:: TASK REQUIREMENTS ::
Reproduce exactly the span of lines beginning at the one with "The picture is" and ending at the last line of the data below, omitting pictures.
>> begin DATA EXCERPTS
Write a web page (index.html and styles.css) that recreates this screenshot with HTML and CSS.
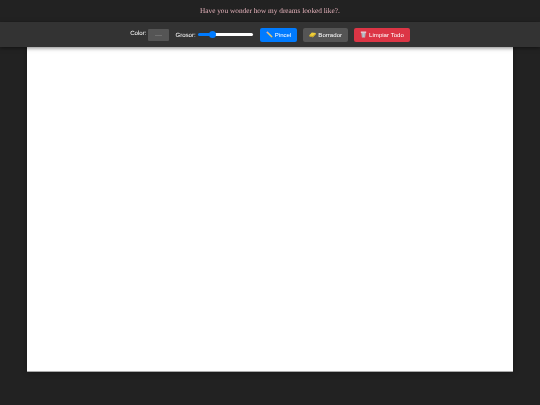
FILE: index.html
```html
<!DOCTYPE html>
<html lang="en">
<head>
  <meta charset="UTF-8">
  <meta name="viewport" content="width=device-width, initial-scale=1.0">
  <title>Dreams</title>
  <link rel="stylesheet" href="styles.css">
</head>
<body>
  <p class="title">Have you wonder how my dreams looked like?.</p>
  <div class="toolbar">
    <label class="field field-color">Color:
      <span class="swatch"><span class="swatch-line"></span></span>
    </label>
    <label class="field field-size">Grosor:
      <input type="range" class="slider" min="1" max="50" value="12">
    </label>
    <button class="btn btn-brush">
      <svg class="icon" viewBox="0 0 10 10"><path d="M.6 2.2 2.2.6 9 7.4 9.6 9.6 7.4 9z" fill="#e8c86a"/><path d="M.6 2.2 2.2.6 3.4 1.8 1.8 3.4z" fill="#e9a0b0"/><path d="M8.2 9.2 9.2 8.2 9.6 9.6z" fill="#444"/></svg>
      Pincel
    </button>
    <button class="btn btn-eraser">
      <svg class="icon" viewBox="0 0 10 10"><path d="M.4 6 4 2 9.6 2.8 9.6 4.8 5.6 8.8 1 8z" fill="#f0cf38"/><path d="M1 8 5.6 8.8 9.6 4.8 9.6 3.6 5.4 7.2.6 6.4z" fill="#bfa02c"/></svg>
      Borrador
    </button>
    <button class="btn btn-clear">
      <svg class="icon" viewBox="0 0 10 10"><path d="M1.2.8h7.6v1.8H1.2z" fill="#e4e7ea"/><path d="M2 2.8h6l-.7 6.6H2.7z" fill="#bcc2c8"/><path d="M3.6 3.6h.6v5h-.6zM5.8 3.6h.6v5h-.6z" fill="#9aa1a8"/></svg>
      Limpiar Todo
    </button>
  </div>
  <div class="canvas"></div>
</body>
</html>
```

FILE: styles.css
```css
html, body {
  height: 100%;
}

body {
  margin: 0;
  background-color: #222222;
  font-family: "Liberation Sans", Arial, sans-serif;
  text-rendering: geometricPrecision;
  display: flex;
  flex-direction: column;
  align-items: center;
  overflow: hidden;
}

.title {
  margin: 0;
  height: 22px;
  line-height: 22px;
  font-family: "Liberation Serif", "Times New Roman", serif;
  font-size: 7.3px;
  color: #e6b3bc;
  will-change: transform;
}

.toolbar {
  position: relative;
  z-index: 1;
  width: 100%;
  height: 25px;
  background-color: #333333;
  box-shadow: 0 1px 4px rgba(0, 0, 0, 0.5);
  display: flex;
  align-items: center;
  justify-content: center;
  gap: 6px;
}

.field {
  display: flex;
  align-items: center;
  gap: 2px;
  color: #ffffff;
  font-size: 6.1px;
}

.field-color {
  align-items: flex-start;
  line-height: 9px;
  margin-top: 1px;
}

.field-size {
  margin-top: 1px;
  margin-right: 1px;
}

.swatch {
  width: 21px;
  height: 12px;
  background-color: #555555;
  border-radius: 1px;
  display: flex;
  align-items: center;
  justify-content: center;
}

.swatch-line {
  width: 7px;
  height: 1px;
  background-color: #6e6e6e;
}

.slider {
  appearance: none;
  -webkit-appearance: none;
  width: 55px;
  height: 3px;
  margin: 0 0 1px;
  border-radius: 2px;
  background: linear-gradient(to right, #007bff 0 25%, #ffffff 25%);
}

.slider::-webkit-slider-thumb {
  -webkit-appearance: none;
  width: 7px;
  height: 7px;
  border-radius: 50%;
  background-color: #007bff;
}

.btn {
  height: 14px;
  padding: 0 6px;
  border: none;
  border-radius: 2px;
  color: #ffffff;
  font-family: inherit;
  font-size: 6.1px;
  display: flex;
  align-items: center;
  gap: 2px;
  cursor: pointer;
}

.icon {
  width: 7px;
  height: 7px;
}

.btn-brush {
  background-color: #007bff;
}

.btn-eraser {
  background-color: #555555;
}

.btn-clear {
  background-color: #dc3545;
}

.canvas {
  box-sizing: border-box;
  width: 486px;
  height: 325px;
  background-color: #ffffff;
  border-bottom: 1px solid #aaaaaa;
  box-shadow: 0 0 6px rgba(0, 0, 0, 0.3);
}
```
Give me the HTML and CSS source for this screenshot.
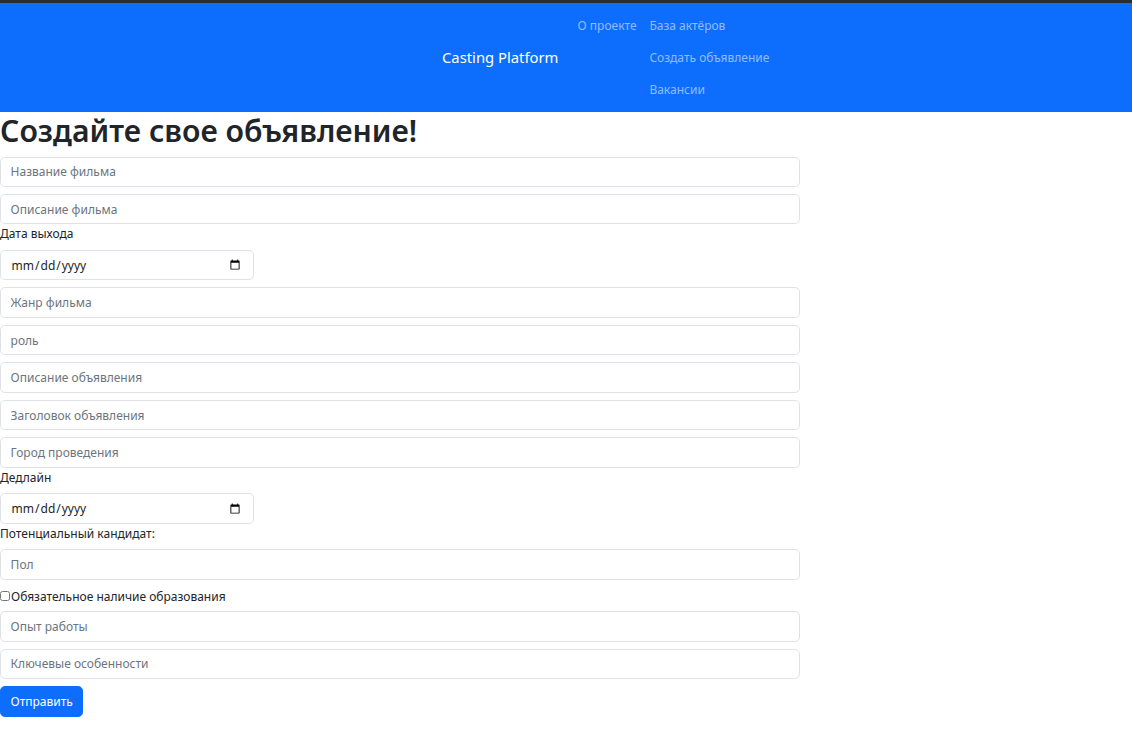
FILE: index.html
```html
<!DOCTYPE html>
<html lang="ru">
<head>
<meta charset="utf-8">
<title>Casting Platform</title>
<link rel="stylesheet" href="styles.css">
</head>
<body>
<div class="topline"></div>
<nav class="navbar">
  <a class="brand" href="#">Casting Platform</a>
  <ul class="nav">
    <li><a class="nav-link" href="#">О проекте</a></li>
    <li class="nav-col">
      <a class="nav-link" href="#">База актёров</a>
      <a class="nav-link" href="#">Создать объявление</a>
      <a class="nav-link" href="#">Вакансии</a>
    </li>
  </ul>
</nav>
<main class="page">
  <h1 class="title">Создайте свое объявление!</h1>
  <form class="form">
    <input class="control first" type="text" placeholder="Название фильма">
    <input class="control" type="text" placeholder="Описание фильма">
    <label class="label">Дата выхода</label>
    <input class="control date" type="date">
    <input class="control" type="text" placeholder="Жанр фильма">
    <input class="control" type="text" placeholder="роль">
    <input class="control" type="text" placeholder="Описание объявления">
    <input class="control" type="text" placeholder="Заголовок объявления">
    <input class="control" type="text" placeholder="Город проведения">
    <label class="label">Дедлайн</label>
    <input class="control date" type="date">
    <label class="label">Потенциальный кандидат:</label>
    <input class="control" type="text" placeholder="Пол">
    <label class="check"><input class="checkbox" type="checkbox">Обязательное наличие образования</label>
    <input class="control" type="text" placeholder="Опыт работы">
    <input class="control" type="text" placeholder="Ключевые особенности">
    <button class="btn" type="button">Отправить</button>
  </form>
</main>
</body>
</html>
```

FILE: styles.css
```css
* { box-sizing: border-box; }
html, body { margin: 0; padding: 0; }
body {
  font-family: "Noto Sans", "Open Sans", sans-serif;
  font-size: 12px;
  line-height: 19.2px;
  color: #212529;
  background: #fff;
}
.topline { height: 3px; background: #2e2e2e; }
.navbar {
  background: #0d6efd;
  display: flex;
  align-items: center;
  padding: 6.4px 0 6.4px 442px;
}
.brand {
  color: #fff;
  text-decoration: none;
  font-size: 14.8px;
  margin-right: 12.8px;
  line-height: 24px;
}
.nav {
  list-style: none;
  margin: 0;
  padding: 0;
  display: flex;
  align-items: flex-start;
}
.nav-col { display: flex; flex-direction: column; }
.nav-link {
  display: block;
  color: rgba(255,255,255,0.55);
  text-decoration: none;
  padding: 6.4px 6.4px;
  line-height: 19.2px;
}
.page { padding: 0; }
.title {
  margin: 0 0 6.4px;
  font-size: 30.2px;
  font-weight: 600;
  line-height: 38.4px;
}
.form { display: flex; flex-direction: column; align-items: flex-start; }
.control {
  display: block;
  width: 800px;
  height: 30.4px;
  margin-top: 7.1px;
  padding: 4.8px 9.6px;
  font: inherit;
  color: #212529;
  border: 1px solid #dee2e6;
  border-radius: 4.8px;
  background: #fff;
}
.control.first { margin-top: 0; }
.control::placeholder { color: #6c757d; }
.control.date { width: 254px; }
.label { display: block; line-height: 19.2px; }
.label + .control { margin-top: 6.4px; }
.check {
  display: flex;
  align-items: center;
  margin-top: 7px;
  line-height: 19.2px;
}
.check + .control { margin-top: 5.2px; }
.checkbox { width: 10px; height: 10px; margin: 0 1px 0 0; }
.btn {
  margin-top: 7.1px;
  height: 30.4px;
  padding: 0 9.6px;
  font: inherit;
  color: #fff;
  background: #0d6efd;
  border: 1px solid #0d6efd;
  border-radius: 4.8px;
}
```
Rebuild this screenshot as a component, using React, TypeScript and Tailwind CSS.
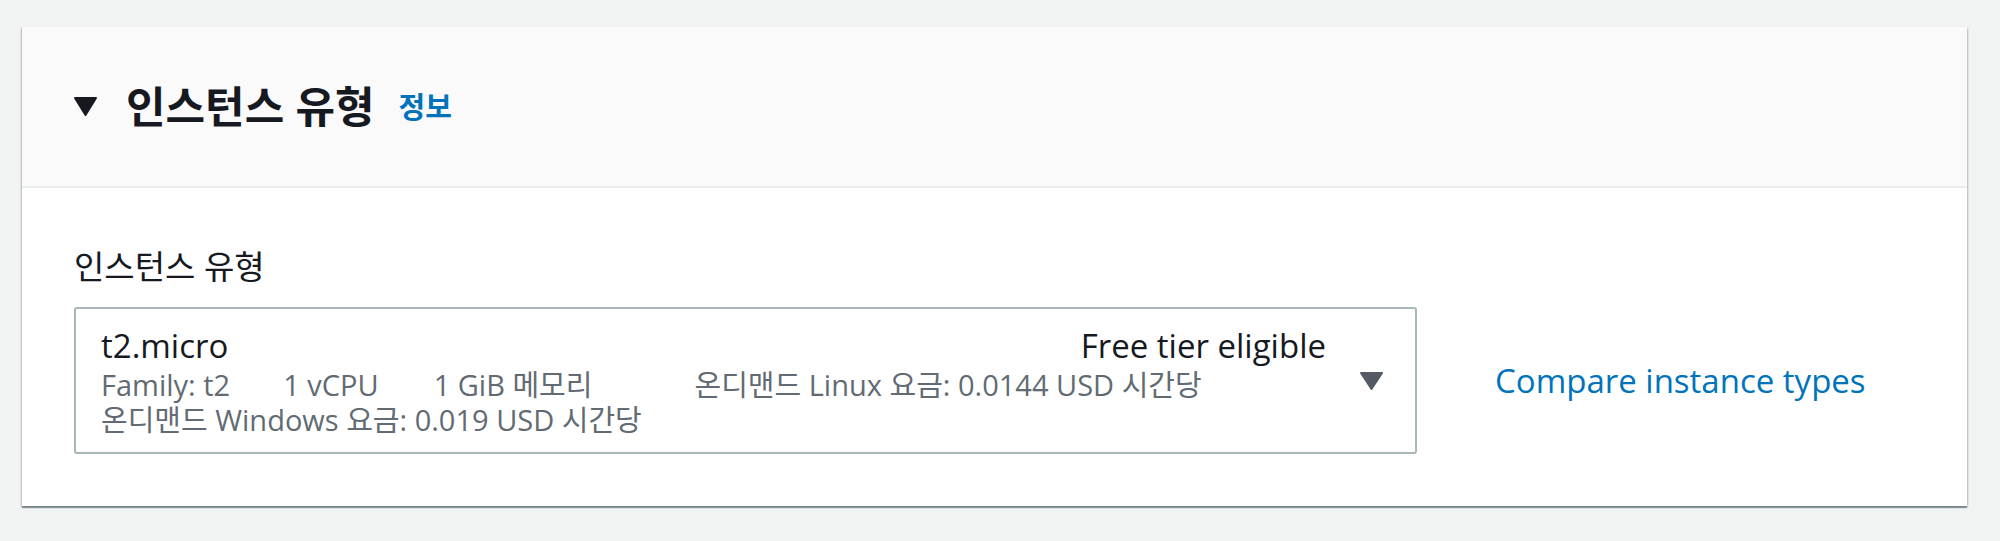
export default function App() {
  return (
    <div className="min-h-[541px] bg-[#f2f3f3] pt-[27px] pl-[22px] pr-[33px] font-['Open_Sans','Noto_Sans_CJK_KR',sans-serif]">
      <div className="bg-white shadow-[0_2px_1px_0_rgba(0,28,36,0.35),1px_1px_2px_0_rgba(0,28,36,0.2),-1px_1px_2px_0_rgba(0,28,36,0.2)]">
        {/* header */}
        <div className="h-[161px] bg-[#fafafa] border-b-2 border-[#eaeded] flex items-center pl-[51px]">
          <svg width="25" height="21" viewBox="0 0 25 21">
            <path d="M2 2 H23 L12.5 19 Z" fill="#16191f" stroke="#16191f" strokeWidth="2" strokeLinejoin="round" />
          </svg>
          <h2 className="ml-[28px] text-[43px] leading-none font-bold text-[#16191f]">인스턴스 유형</h2>
          <span className="ml-[24px] text-[29px] leading-none font-bold text-[#0073bb]">정보</span>
        </div>

        {/* body */}
        <div className="pt-[59px] pb-[52px] pl-[52px]">
          <div className="text-[33px] leading-[40px] text-[#16191f]">인스턴스 유형</div>
          <div className="mt-[20px] flex items-center">
            <div className="w-[1343px] h-[147px] border-2 border-[#aab7b8] rounded-[3px] flex items-center pl-[25px] pr-[31px]">
              <div className="flex-1">
                <div className="flex justify-between text-[33px] leading-[42px] text-[#16191f]">
                  <span>t2.micro</span>
                  <span>Free tier eligible</span>
                </div>
                <div className="text-[29px] leading-[35px] text-[#626b73]">
                  <div className="flex">
                    <span className="mr-[53px]">Family: t2</span>
                    <span className="mr-[55px]">1 vCPU</span>
                    <span className="mr-[102px]">1 GiB 메모리</span>
                    <span>온디맨드 Linux 요금: 0.0144 USD 시간당</span>
                  </div>
                  <div>온디맨드 Windows 요금: 0.019 USD 시간당</div>
                </div>
              </div>
              <svg width="25" height="20" viewBox="0 0 25 20" className="ml-[33px]">
                <path d="M2 2 H23 L12.5 18 Z" fill="#545b64" stroke="#545b64" strokeWidth="2" strokeLinejoin="round" />
              </svg>
            </div>
            <a href="#" className="ml-[78px] text-[33px] leading-[42px] text-[#0073bb]">
              Compare instance types
            </a>
          </div>
        </div>
      </div>
    </div>
  );
}
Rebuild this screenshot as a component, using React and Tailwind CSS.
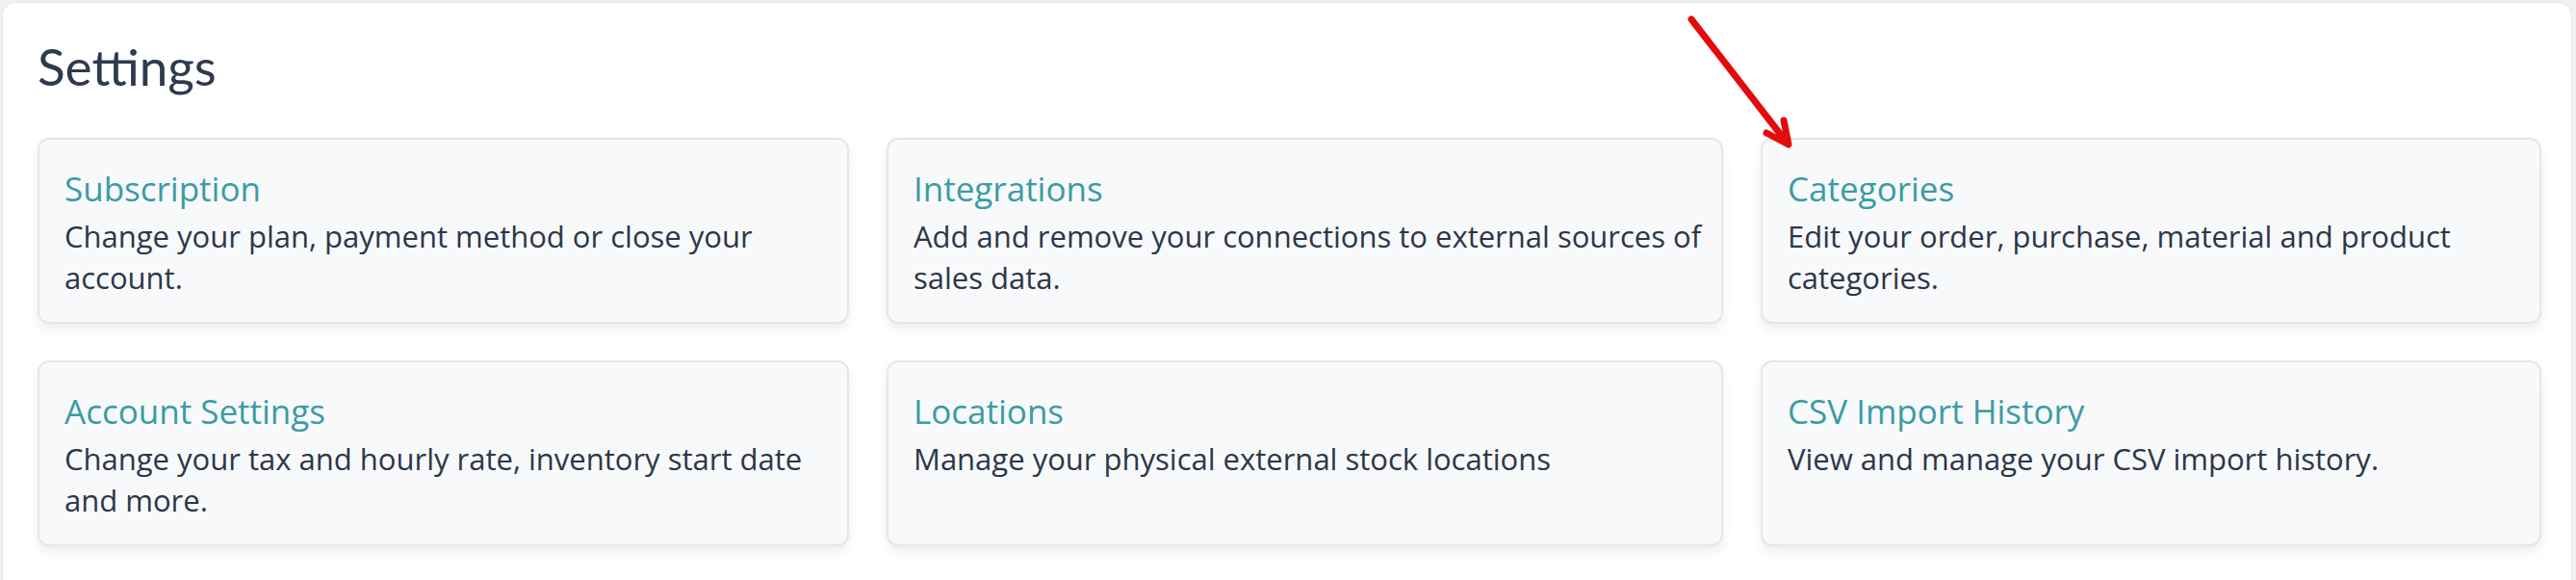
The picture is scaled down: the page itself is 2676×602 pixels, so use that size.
const CARDS = [
  { title: 'Subscription', text: 'Change your plan, payment method or close your account.' },
  { title: 'Integrations', text: 'Add and remove your connections to external sources of sales data.' },
  { title: 'Categories', text: 'Edit your order, purchase, material and product categories.' },
  { title: 'Account Settings', text: 'Change your tax and hourly rate, inventory start date and more.' },
  { title: 'Locations', text: 'Manage your physical external stock locations' },
  { title: 'CSV Import History', text: 'View and manage your CSV import history.' },
]

const SettingsCard = ({ title, text }) => (
  <div className="rounded-[12px] border-2 border-[#e5e6ea] bg-[#f8f9fb] pl-[26px] pr-[14px] pt-[30px] pb-[24px] shadow-[0_6px_12px_rgba(0,0,0,0.07)]">
    <div className="text-[35px] leading-[42px] text-[#3a9ca5]">{title}</div>
    <p className="mt-[7px] text-[31px] leading-[43px] text-[#2d3648]">{text}</p>
  </div>
)

export default function App() {
  return (
    <div className="relative min-h-screen bg-[#f1f1f2] pt-[2px] pl-[2px] font-['Open_Sans',sans-serif]">
      <div className="w-[2670px] min-h-[620px] rounded-[14px] border border-[#e8e8ea] bg-white pt-[40px] pl-[36px]">
        <h1 className="font-['Lato',sans-serif] text-[53px] leading-[52px] font-normal text-[#2e3a4d]">Settings</h1>
        <div className="mt-[48px] grid grid-cols-[843px_869px_811px] gap-x-[39px] gap-y-[38px]">
          {CARDS.map((c) => (
            <SettingsCard key={c.title} title={c.title} text={c.text} />
          ))}
        </div>
      </div>
      <svg className="absolute left-[1740px] top-[10px] w-[130px] h-[150px]" viewBox="0 0 130 150" fill="none">
        <path d="M17 10 L117 139" stroke="#e30b0b" strokeWidth="7" strokeLinecap="round" />
        <path d="M95 128 L118 140 L113 115" stroke="#e30b0b" strokeWidth="7" strokeLinecap="round" strokeLinejoin="round" />
      </svg>
    </div>
  )
}
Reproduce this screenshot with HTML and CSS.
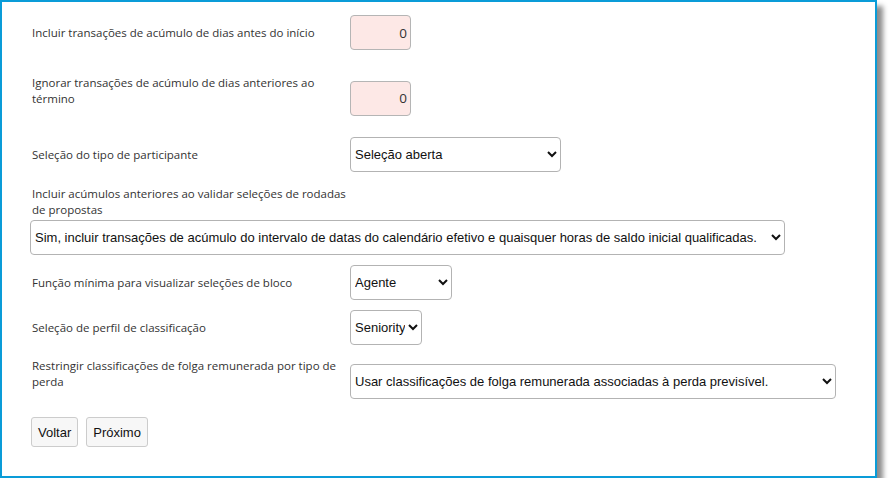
>> end DATA EXCERPTS
:: RESULT ::
The picture is scaled down: the page itself is 2676×602 pixels, so use that size.
const CARDS = [
  { title: 'Subscription', text: 'Change your plan, payment method or close your account.' },
  { title: 'Integrations', text: 'Add and remove your connections to external sources of sales data.' },
  { title: 'Categories', text: 'Edit your order, purchase, material and product categories.' },
  { title: 'Account Settings', text: 'Change your tax and hourly rate, inventory start date and more.' },
  { title: 'Locations', text: 'Manage your physical external stock locations' },
  { title: 'CSV Import History', text: 'View and manage your CSV import history.' },
]

const SettingsCard = ({ title, text }) => (
  <div className="rounded-[12px] border-2 border-[#e5e6ea] bg-[#f8f9fb] pl-[26px] pr-[14px] pt-[30px] pb-[24px] shadow-[0_6px_12px_rgba(0,0,0,0.07)]">
    <div className="text-[35px] leading-[42px] text-[#3a9ca5]">{title}</div>
    <p className="mt-[7px] text-[31px] leading-[43px] text-[#2d3648]">{text}</p>
  </div>
)

export default function App() {
  return (
    <div className="relative min-h-screen bg-[#f1f1f2] pt-[2px] pl-[2px] font-['Open_Sans',sans-serif]">
      <div className="w-[2670px] min-h-[620px] rounded-[14px] border border-[#e8e8ea] bg-white pt-[40px] pl-[36px]">
        <h1 className="font-['Lato',sans-serif] text-[53px] leading-[52px] font-normal text-[#2e3a4d]">Settings</h1>
        <div className="mt-[48px] grid grid-cols-[843px_869px_811px] gap-x-[39px] gap-y-[38px]">
          {CARDS.map((c) => (
            <SettingsCard key={c.title} title={c.title} text={c.text} />
          ))}
        </div>
      </div>
      <svg className="absolute left-[1740px] top-[10px] w-[130px] h-[150px]" viewBox="0 0 130 150" fill="none">
        <path d="M17 10 L117 139" stroke="#e30b0b" strokeWidth="7" strokeLinecap="round" />
        <path d="M95 128 L118 140 L113 115" stroke="#e30b0b" strokeWidth="7" strokeLinecap="round" strokeLinejoin="round" />
      </svg>
    </div>
  )
}
Reproduce this screenshot with HTML and CSS.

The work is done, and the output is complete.